• Short exercise:
Return each line of the data below verbatim; pictures are to be left out.

[START Material for this exercise]

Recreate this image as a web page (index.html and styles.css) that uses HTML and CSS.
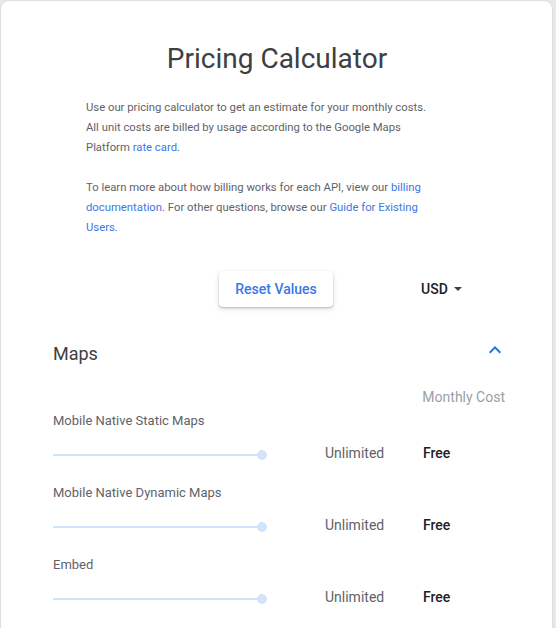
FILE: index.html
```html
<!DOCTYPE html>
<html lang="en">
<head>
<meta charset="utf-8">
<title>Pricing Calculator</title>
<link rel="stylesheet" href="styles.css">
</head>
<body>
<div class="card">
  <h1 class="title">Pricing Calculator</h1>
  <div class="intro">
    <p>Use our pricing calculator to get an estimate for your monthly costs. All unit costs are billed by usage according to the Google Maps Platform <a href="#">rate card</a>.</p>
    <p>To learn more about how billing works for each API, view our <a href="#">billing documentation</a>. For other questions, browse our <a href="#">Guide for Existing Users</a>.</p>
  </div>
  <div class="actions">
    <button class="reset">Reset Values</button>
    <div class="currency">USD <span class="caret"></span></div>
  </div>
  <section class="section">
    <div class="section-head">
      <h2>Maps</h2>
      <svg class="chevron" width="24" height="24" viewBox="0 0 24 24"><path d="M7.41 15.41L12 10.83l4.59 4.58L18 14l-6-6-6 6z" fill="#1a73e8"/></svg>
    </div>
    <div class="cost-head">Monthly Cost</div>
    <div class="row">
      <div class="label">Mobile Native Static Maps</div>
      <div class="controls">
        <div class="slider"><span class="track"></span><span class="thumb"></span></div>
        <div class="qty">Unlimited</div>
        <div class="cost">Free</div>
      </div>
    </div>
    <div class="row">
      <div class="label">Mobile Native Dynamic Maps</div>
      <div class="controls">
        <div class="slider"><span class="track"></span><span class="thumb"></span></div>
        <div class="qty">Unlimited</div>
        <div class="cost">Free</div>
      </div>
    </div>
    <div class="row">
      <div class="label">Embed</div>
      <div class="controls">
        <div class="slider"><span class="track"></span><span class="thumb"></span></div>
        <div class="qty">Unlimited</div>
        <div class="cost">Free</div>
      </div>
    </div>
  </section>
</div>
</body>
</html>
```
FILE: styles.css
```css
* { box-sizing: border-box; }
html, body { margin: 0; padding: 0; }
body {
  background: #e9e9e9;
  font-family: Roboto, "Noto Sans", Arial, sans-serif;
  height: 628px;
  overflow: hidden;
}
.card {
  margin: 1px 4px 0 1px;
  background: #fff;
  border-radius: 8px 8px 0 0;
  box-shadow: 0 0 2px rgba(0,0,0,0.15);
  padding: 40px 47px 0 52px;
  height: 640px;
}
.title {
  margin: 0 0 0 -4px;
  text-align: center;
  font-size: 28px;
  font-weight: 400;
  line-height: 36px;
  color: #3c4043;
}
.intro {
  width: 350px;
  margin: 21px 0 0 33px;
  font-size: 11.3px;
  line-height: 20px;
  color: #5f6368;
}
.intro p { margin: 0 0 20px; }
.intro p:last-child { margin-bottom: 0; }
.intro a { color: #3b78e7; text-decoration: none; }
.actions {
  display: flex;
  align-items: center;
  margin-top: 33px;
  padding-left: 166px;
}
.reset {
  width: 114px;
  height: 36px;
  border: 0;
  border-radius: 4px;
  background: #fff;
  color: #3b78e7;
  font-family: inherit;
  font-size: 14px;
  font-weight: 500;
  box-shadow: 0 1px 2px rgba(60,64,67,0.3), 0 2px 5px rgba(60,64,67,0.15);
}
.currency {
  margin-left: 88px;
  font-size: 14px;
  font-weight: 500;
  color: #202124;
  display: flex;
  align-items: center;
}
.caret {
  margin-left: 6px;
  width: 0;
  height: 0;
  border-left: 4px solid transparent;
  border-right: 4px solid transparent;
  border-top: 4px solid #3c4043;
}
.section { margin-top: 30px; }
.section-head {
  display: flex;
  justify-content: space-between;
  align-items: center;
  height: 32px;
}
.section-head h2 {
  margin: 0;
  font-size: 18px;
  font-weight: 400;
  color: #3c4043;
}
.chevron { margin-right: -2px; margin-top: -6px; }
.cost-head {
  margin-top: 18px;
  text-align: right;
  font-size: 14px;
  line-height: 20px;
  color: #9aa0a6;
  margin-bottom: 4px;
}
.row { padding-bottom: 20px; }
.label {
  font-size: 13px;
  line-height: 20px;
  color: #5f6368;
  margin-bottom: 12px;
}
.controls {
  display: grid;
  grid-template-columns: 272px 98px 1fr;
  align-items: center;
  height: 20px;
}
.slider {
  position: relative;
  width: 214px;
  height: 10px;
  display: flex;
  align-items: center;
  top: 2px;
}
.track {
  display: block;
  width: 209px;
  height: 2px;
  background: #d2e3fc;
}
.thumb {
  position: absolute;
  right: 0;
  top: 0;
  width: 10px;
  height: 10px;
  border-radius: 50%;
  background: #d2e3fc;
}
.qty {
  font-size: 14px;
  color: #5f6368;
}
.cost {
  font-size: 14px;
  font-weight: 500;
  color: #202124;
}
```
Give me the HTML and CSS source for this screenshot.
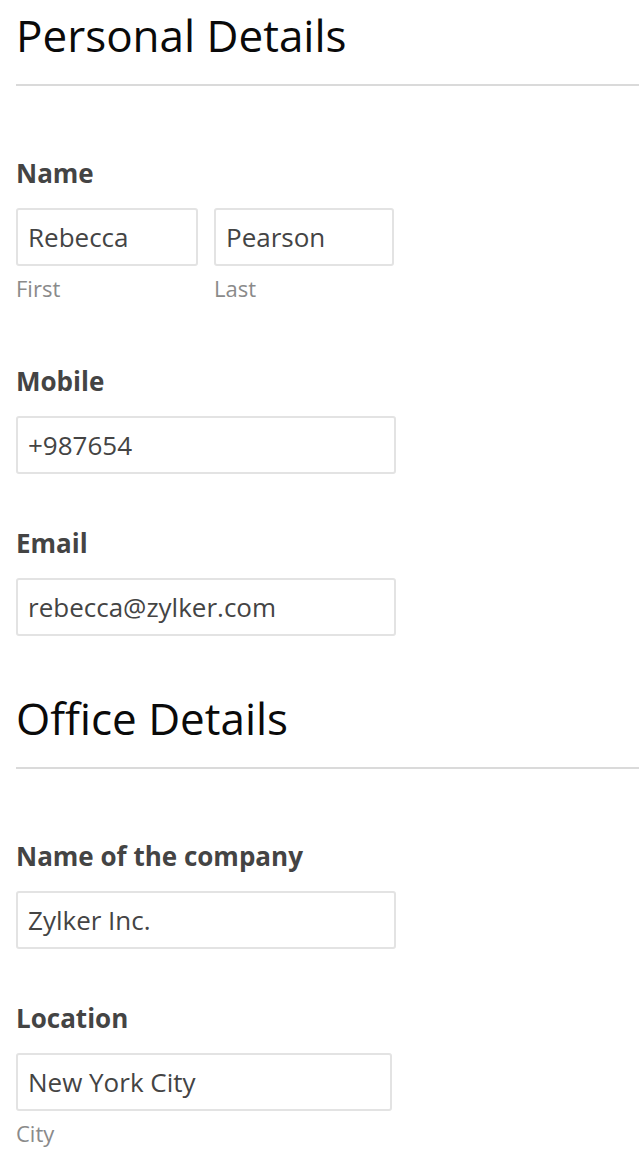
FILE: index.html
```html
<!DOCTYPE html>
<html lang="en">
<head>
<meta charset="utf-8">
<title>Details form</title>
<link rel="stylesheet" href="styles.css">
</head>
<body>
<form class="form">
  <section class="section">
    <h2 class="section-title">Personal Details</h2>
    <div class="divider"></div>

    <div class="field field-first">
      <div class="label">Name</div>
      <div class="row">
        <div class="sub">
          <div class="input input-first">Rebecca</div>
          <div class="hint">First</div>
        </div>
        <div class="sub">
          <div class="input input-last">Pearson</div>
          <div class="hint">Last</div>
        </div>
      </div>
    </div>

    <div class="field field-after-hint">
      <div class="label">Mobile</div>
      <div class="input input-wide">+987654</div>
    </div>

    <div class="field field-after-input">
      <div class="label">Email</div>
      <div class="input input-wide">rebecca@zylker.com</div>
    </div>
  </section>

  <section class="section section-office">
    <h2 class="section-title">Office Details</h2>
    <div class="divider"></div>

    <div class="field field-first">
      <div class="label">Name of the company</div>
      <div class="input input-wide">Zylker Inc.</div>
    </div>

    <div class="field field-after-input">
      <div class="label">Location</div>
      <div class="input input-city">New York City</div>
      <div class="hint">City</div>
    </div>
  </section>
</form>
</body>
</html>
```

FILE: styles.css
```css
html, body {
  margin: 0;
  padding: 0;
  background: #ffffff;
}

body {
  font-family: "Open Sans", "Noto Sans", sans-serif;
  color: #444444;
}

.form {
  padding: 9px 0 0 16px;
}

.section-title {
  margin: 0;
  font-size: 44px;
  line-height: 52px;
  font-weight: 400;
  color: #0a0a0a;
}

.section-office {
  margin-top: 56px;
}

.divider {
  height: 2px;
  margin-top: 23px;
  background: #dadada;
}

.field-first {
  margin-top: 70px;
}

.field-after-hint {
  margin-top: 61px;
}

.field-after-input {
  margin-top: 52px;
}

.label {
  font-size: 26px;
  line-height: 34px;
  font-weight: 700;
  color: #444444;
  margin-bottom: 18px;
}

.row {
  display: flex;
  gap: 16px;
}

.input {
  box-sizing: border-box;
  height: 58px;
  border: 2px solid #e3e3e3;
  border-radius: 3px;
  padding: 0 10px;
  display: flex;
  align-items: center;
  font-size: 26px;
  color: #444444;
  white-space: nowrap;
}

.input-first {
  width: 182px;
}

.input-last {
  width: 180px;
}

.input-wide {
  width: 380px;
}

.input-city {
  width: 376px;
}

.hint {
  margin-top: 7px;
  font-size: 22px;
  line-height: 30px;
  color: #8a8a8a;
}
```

[END Material for this exercise]

• Reply to the exercise:
Recreate this image as a web page (index.html and styles.css) that uses HTML and CSS.
FILE: index.html
```html
<!DOCTYPE html>
<html lang="en">
<head>
<meta charset="utf-8">
<title>Pricing Calculator</title>
<link rel="stylesheet" href="styles.css">
</head>
<body>
<div class="card">
  <h1 class="title">Pricing Calculator</h1>
  <div class="intro">
    <p>Use our pricing calculator to get an estimate for your monthly costs. All unit costs are billed by usage according to the Google Maps Platform <a href="#">rate card</a>.</p>
    <p>To learn more about how billing works for each API, view our <a href="#">billing documentation</a>. For other questions, browse our <a href="#">Guide for Existing Users</a>.</p>
  </div>
  <div class="actions">
    <button class="reset">Reset Values</button>
    <div class="currency">USD <span class="caret"></span></div>
  </div>
  <section class="section">
    <div class="section-head">
      <h2>Maps</h2>
      <svg class="chevron" width="24" height="24" viewBox="0 0 24 24"><path d="M7.41 15.41L12 10.83l4.59 4.58L18 14l-6-6-6 6z" fill="#1a73e8"/></svg>
    </div>
    <div class="cost-head">Monthly Cost</div>
    <div class="row">
      <div class="label">Mobile Native Static Maps</div>
      <div class="controls">
        <div class="slider"><span class="track"></span><span class="thumb"></span></div>
        <div class="qty">Unlimited</div>
        <div class="cost">Free</div>
      </div>
    </div>
    <div class="row">
      <div class="label">Mobile Native Dynamic Maps</div>
      <div class="controls">
        <div class="slider"><span class="track"></span><span class="thumb"></span></div>
        <div class="qty">Unlimited</div>
        <div class="cost">Free</div>
      </div>
    </div>
    <div class="row">
      <div class="label">Embed</div>
      <div class="controls">
        <div class="slider"><span class="track"></span><span class="thumb"></span></div>
        <div class="qty">Unlimited</div>
        <div class="cost">Free</div>
      </div>
    </div>
  </section>
</div>
</body>
</html>
```
FILE: styles.css
```css
* { box-sizing: border-box; }
html, body { margin: 0; padding: 0; }
body {
  background: #e9e9e9;
  font-family: Roboto, "Noto Sans", Arial, sans-serif;
  height: 628px;
  overflow: hidden;
}
.card {
  margin: 1px 4px 0 1px;
  background: #fff;
  border-radius: 8px 8px 0 0;
  box-shadow: 0 0 2px rgba(0,0,0,0.15);
  padding: 40px 47px 0 52px;
  height: 640px;
}
.title {
  margin: 0 0 0 -4px;
  text-align: center;
  font-size: 28px;
  font-weight: 400;
  line-height: 36px;
  color: #3c4043;
}
.intro {
  width: 350px;
  margin: 21px 0 0 33px;
  font-size: 11.3px;
  line-height: 20px;
  color: #5f6368;
}
.intro p { margin: 0 0 20px; }
.intro p:last-child { margin-bottom: 0; }
.intro a { color: #3b78e7; text-decoration: none; }
.actions {
  display: flex;
  align-items: center;
  margin-top: 33px;
  padding-left: 166px;
}
.reset {
  width: 114px;
  height: 36px;
  border: 0;
  border-radius: 4px;
  background: #fff;
  color: #3b78e7;
  font-family: inherit;
  font-size: 14px;
  font-weight: 500;
  box-shadow: 0 1px 2px rgba(60,64,67,0.3), 0 2px 5px rgba(60,64,67,0.15);
}
.currency {
  margin-left: 88px;
  font-size: 14px;
  font-weight: 500;
  color: #202124;
  display: flex;
  align-items: center;
}
.caret {
  margin-left: 6px;
  width: 0;
  height: 0;
  border-left: 4px solid transparent;
  border-right: 4px solid transparent;
  border-top: 4px solid #3c4043;
}
.section { margin-top: 30px; }
.section-head {
  display: flex;
  justify-content: space-between;
  align-items: center;
  height: 32px;
}
.section-head h2 {
  margin: 0;
  font-size: 18px;
  font-weight: 400;
  color: #3c4043;
}
.chevron { margin-right: -2px; margin-top: -6px; }
.cost-head {
  margin-top: 18px;
  text-align: right;
  font-size: 14px;
  line-height: 20px;
  color: #9aa0a6;
  margin-bottom: 4px;
}
.row { padding-bottom: 20px; }
.label {
  font-size: 13px;
  line-height: 20px;
  color: #5f6368;
  margin-bottom: 12px;
}
.controls {
  display: grid;
  grid-template-columns: 272px 98px 1fr;
  align-items: center;
  height: 20px;
}
.slider {
  position: relative;
  width: 214px;
  height: 10px;
  display: flex;
  align-items: center;
  top: 2px;
}
.track {
  display: block;
  width: 209px;
  height: 2px;
  background: #d2e3fc;
}
.thumb {
  position: absolute;
  right: 0;
  top: 0;
  width: 10px;
  height: 10px;
  border-radius: 50%;
  background: #d2e3fc;
}
.qty {
  font-size: 14px;
  color: #5f6368;
}
.cost {
  font-size: 14px;
  font-weight: 500;
  color: #202124;
}
```
Give me the HTML and CSS source for this screenshot.
FILE: index.html
```html
<!DOCTYPE html>
<html lang="en">
<head>
<meta charset="utf-8">
<title>Details form</title>
<link rel="stylesheet" href="styles.css">
</head>
<body>
<form class="form">
  <section class="section">
    <h2 class="section-title">Personal Details</h2>
    <div class="divider"></div>

    <div class="field field-first">
      <div class="label">Name</div>
      <div class="row">
        <div class="sub">
          <div class="input input-first">Rebecca</div>
          <div class="hint">First</div>
        </div>
        <div class="sub">
          <div class="input input-last">Pearson</div>
          <div class="hint">Last</div>
        </div>
      </div>
    </div>

    <div class="field field-after-hint">
      <div class="label">Mobile</div>
      <div class="input input-wide">+987654</div>
    </div>

    <div class="field field-after-input">
      <div class="label">Email</div>
      <div class="input input-wide">rebecca@zylker.com</div>
    </div>
  </section>

  <section class="section section-office">
    <h2 class="section-title">Office Details</h2>
    <div class="divider"></div>

    <div class="field field-first">
      <div class="label">Name of the company</div>
      <div class="input input-wide">Zylker Inc.</div>
    </div>

    <div class="field field-after-input">
      <div class="label">Location</div>
      <div class="input input-city">New York City</div>
      <div class="hint">City</div>
    </div>
  </section>
</form>
</body>
</html>
```

FILE: styles.css
```css
html, body {
  margin: 0;
  padding: 0;
  background: #ffffff;
}

body {
  font-family: "Open Sans", "Noto Sans", sans-serif;
  color: #444444;
}

.form {
  padding: 9px 0 0 16px;
}

.section-title {
  margin: 0;
  font-size: 44px;
  line-height: 52px;
  font-weight: 400;
  color: #0a0a0a;
}

.section-office {
  margin-top: 56px;
}

.divider {
  height: 2px;
  margin-top: 23px;
  background: #dadada;
}

.field-first {
  margin-top: 70px;
}

.field-after-hint {
  margin-top: 61px;
}

.field-after-input {
  margin-top: 52px;
}

.label {
  font-size: 26px;
  line-height: 34px;
  font-weight: 700;
  color: #444444;
  margin-bottom: 18px;
}

.row {
  display: flex;
  gap: 16px;
}

.input {
  box-sizing: border-box;
  height: 58px;
  border: 2px solid #e3e3e3;
  border-radius: 3px;
  padding: 0 10px;
  display: flex;
  align-items: center;
  font-size: 26px;
  color: #444444;
  white-space: nowrap;
}

.input-first {
  width: 182px;
}

.input-last {
  width: 180px;
}

.input-wide {
  width: 380px;
}

.input-city {
  width: 376px;
}

.hint {
  margin-top: 7px;
  font-size: 22px;
  line-height: 30px;
  color: #8a8a8a;
}
```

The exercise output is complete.